**Exercise data:**
——
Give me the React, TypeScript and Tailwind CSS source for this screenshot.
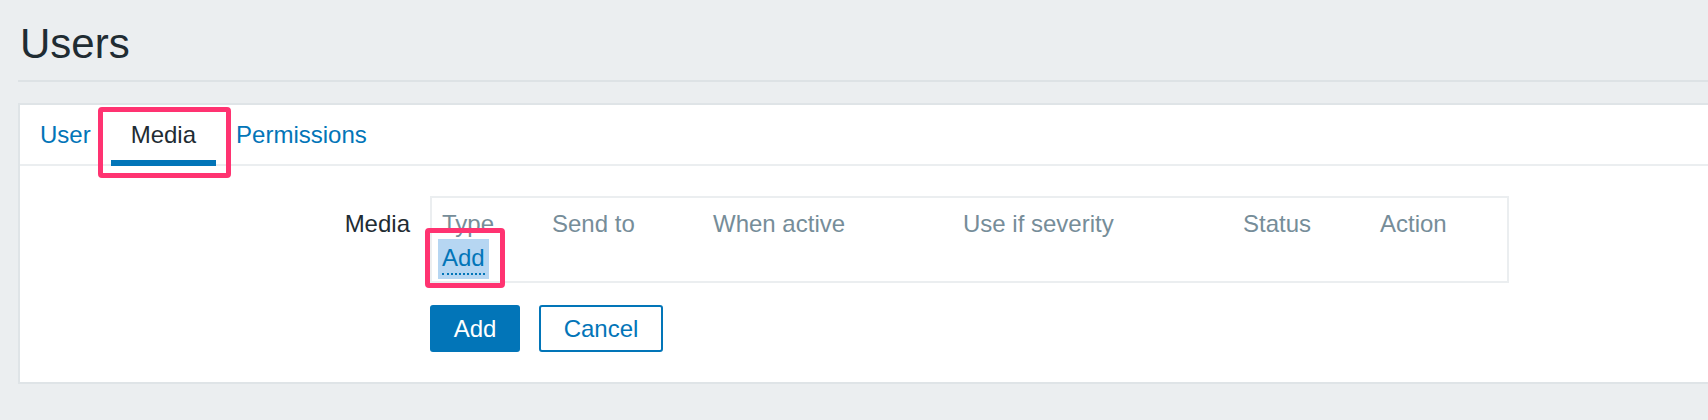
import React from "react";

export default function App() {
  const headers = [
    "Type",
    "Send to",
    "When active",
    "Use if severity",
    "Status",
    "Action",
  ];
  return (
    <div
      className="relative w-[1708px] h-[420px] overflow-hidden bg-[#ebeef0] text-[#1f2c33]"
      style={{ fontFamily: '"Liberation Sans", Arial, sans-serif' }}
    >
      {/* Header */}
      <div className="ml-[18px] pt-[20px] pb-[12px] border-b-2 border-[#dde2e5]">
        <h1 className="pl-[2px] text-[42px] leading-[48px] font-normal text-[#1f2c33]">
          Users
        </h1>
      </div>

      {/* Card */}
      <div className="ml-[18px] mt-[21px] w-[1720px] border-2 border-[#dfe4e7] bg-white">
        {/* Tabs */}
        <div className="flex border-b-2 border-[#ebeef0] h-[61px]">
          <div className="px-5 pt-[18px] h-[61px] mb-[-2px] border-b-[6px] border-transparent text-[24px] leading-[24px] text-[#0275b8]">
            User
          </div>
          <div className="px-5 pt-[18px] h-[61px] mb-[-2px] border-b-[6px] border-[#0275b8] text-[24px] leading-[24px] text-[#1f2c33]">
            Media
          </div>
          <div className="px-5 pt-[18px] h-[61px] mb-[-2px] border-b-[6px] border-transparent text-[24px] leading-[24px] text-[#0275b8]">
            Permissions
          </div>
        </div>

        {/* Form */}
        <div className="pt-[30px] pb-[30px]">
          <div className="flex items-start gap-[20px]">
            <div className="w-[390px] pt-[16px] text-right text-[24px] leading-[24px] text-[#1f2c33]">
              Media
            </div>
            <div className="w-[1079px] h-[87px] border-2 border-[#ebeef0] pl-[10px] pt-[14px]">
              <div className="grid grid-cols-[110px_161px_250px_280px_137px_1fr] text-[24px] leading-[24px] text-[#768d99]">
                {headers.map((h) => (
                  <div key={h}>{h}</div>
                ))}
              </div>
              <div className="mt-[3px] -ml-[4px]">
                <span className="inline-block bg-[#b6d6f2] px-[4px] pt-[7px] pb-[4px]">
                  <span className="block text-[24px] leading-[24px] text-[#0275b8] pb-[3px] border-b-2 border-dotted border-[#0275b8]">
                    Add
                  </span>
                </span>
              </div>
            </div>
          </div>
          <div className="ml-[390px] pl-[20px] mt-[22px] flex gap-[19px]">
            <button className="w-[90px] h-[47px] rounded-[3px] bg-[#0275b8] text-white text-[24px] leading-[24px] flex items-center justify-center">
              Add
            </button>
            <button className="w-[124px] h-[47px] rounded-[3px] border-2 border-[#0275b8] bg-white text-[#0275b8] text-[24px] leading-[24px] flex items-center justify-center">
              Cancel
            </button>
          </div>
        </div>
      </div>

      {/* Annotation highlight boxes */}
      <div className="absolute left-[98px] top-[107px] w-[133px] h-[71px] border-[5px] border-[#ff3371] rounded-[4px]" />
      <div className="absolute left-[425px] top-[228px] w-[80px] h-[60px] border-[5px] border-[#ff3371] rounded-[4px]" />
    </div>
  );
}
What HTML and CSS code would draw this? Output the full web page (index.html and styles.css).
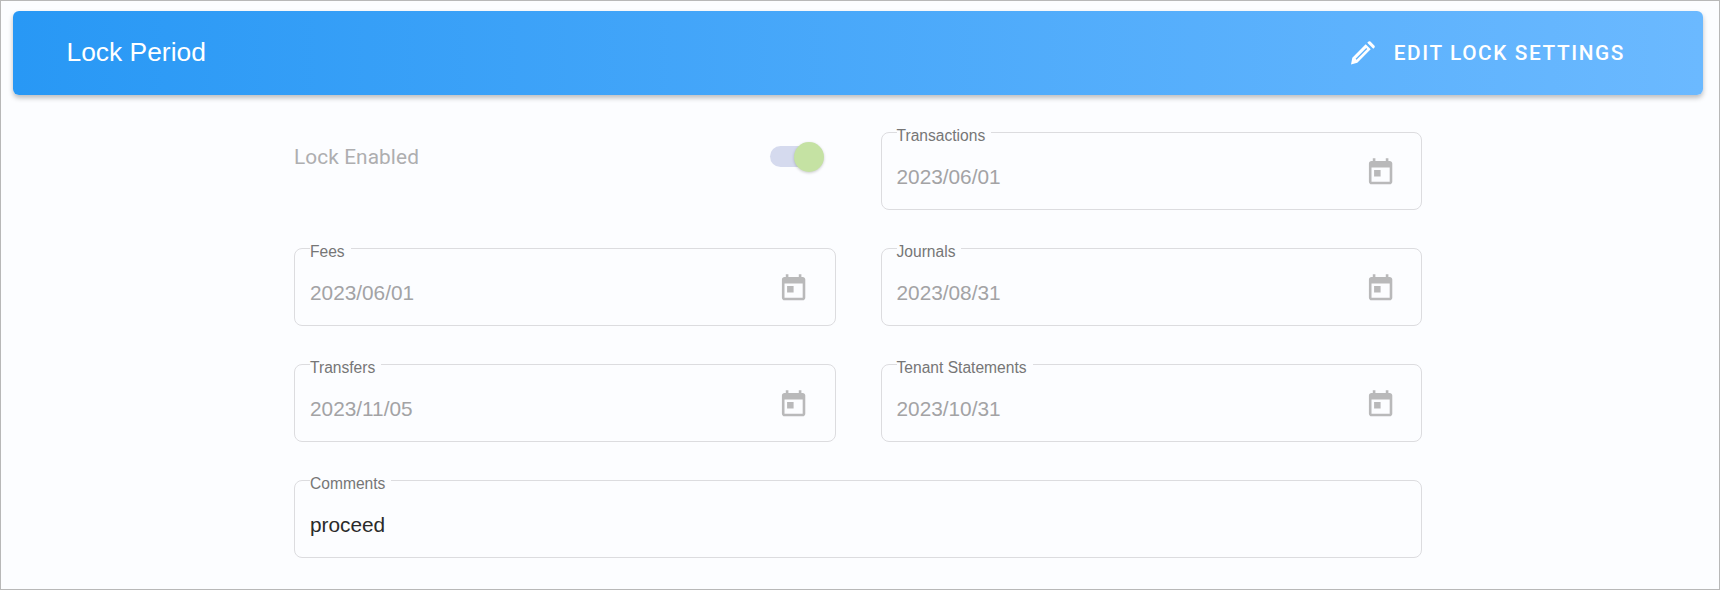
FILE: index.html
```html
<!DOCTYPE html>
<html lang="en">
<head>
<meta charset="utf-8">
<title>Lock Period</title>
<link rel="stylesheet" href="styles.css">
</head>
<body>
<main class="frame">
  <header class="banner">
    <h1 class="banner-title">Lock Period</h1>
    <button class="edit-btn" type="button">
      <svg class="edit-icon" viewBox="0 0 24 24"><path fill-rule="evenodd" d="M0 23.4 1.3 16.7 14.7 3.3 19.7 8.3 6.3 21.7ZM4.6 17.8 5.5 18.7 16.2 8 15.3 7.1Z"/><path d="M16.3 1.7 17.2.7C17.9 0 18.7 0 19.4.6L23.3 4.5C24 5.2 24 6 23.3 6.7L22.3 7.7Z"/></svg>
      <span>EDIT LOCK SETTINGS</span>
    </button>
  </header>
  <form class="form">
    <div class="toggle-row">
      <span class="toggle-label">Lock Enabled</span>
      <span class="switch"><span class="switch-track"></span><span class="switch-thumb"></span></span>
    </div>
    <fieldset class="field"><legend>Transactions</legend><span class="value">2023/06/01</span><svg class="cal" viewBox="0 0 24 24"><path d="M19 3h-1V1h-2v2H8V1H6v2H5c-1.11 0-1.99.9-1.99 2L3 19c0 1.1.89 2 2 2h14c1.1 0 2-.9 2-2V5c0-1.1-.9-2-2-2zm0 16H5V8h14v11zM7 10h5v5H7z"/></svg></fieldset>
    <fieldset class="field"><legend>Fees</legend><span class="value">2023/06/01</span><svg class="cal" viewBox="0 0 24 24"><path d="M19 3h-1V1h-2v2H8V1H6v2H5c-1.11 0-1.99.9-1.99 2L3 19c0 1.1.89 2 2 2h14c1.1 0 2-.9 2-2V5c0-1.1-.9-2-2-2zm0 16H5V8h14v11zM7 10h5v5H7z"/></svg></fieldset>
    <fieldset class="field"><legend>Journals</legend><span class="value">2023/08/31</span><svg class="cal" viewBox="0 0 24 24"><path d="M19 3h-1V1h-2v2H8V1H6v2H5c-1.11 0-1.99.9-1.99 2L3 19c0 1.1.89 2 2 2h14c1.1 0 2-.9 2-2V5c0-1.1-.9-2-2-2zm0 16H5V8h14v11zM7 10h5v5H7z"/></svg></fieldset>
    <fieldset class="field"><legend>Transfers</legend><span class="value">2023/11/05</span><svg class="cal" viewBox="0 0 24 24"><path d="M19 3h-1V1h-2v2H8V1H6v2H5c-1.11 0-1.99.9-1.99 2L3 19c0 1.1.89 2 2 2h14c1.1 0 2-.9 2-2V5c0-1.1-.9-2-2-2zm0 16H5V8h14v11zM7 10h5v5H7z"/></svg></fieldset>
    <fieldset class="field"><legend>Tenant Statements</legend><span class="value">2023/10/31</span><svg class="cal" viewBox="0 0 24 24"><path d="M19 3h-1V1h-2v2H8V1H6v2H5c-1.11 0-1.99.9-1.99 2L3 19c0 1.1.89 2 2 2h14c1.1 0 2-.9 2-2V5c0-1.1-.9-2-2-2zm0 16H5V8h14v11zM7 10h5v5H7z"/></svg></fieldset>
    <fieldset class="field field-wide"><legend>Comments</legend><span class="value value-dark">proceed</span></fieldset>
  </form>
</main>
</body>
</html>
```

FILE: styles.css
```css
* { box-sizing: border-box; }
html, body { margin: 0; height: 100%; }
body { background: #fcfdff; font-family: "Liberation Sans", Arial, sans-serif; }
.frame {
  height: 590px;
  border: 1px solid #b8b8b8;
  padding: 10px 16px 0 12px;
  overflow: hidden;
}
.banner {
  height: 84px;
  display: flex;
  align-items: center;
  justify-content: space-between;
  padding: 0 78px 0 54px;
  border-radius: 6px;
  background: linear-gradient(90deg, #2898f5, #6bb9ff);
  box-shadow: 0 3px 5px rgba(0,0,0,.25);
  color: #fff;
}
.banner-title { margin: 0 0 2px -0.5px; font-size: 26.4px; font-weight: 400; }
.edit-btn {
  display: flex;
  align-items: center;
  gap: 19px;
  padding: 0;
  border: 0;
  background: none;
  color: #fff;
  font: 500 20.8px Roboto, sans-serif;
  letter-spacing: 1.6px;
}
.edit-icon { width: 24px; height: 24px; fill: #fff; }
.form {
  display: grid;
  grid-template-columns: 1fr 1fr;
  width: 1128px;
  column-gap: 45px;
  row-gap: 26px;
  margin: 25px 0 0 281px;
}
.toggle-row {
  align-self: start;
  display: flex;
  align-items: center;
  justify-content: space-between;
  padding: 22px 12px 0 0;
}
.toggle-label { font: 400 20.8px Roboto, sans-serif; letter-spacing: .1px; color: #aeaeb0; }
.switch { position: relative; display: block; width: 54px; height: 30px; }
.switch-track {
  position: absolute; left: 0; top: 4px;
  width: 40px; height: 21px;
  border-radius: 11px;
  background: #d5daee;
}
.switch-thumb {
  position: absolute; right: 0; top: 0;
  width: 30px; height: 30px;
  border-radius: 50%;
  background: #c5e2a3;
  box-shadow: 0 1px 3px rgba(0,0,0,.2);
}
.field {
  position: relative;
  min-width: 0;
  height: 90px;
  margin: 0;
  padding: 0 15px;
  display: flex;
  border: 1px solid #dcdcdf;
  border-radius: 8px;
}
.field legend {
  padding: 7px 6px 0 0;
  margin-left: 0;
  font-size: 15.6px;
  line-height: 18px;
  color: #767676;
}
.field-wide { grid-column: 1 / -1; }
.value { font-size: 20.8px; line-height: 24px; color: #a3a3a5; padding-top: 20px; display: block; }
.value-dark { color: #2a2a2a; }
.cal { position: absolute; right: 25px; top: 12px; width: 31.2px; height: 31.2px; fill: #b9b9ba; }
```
——
**Brief:** Wherever the string "this" appears in the entries above, list that line.

**Correct answer:**
Give me the React, TypeScript and Tailwind CSS source for this screenshot.
What HTML and CSS code would draw this? Output the full web page (index.html and styles.css).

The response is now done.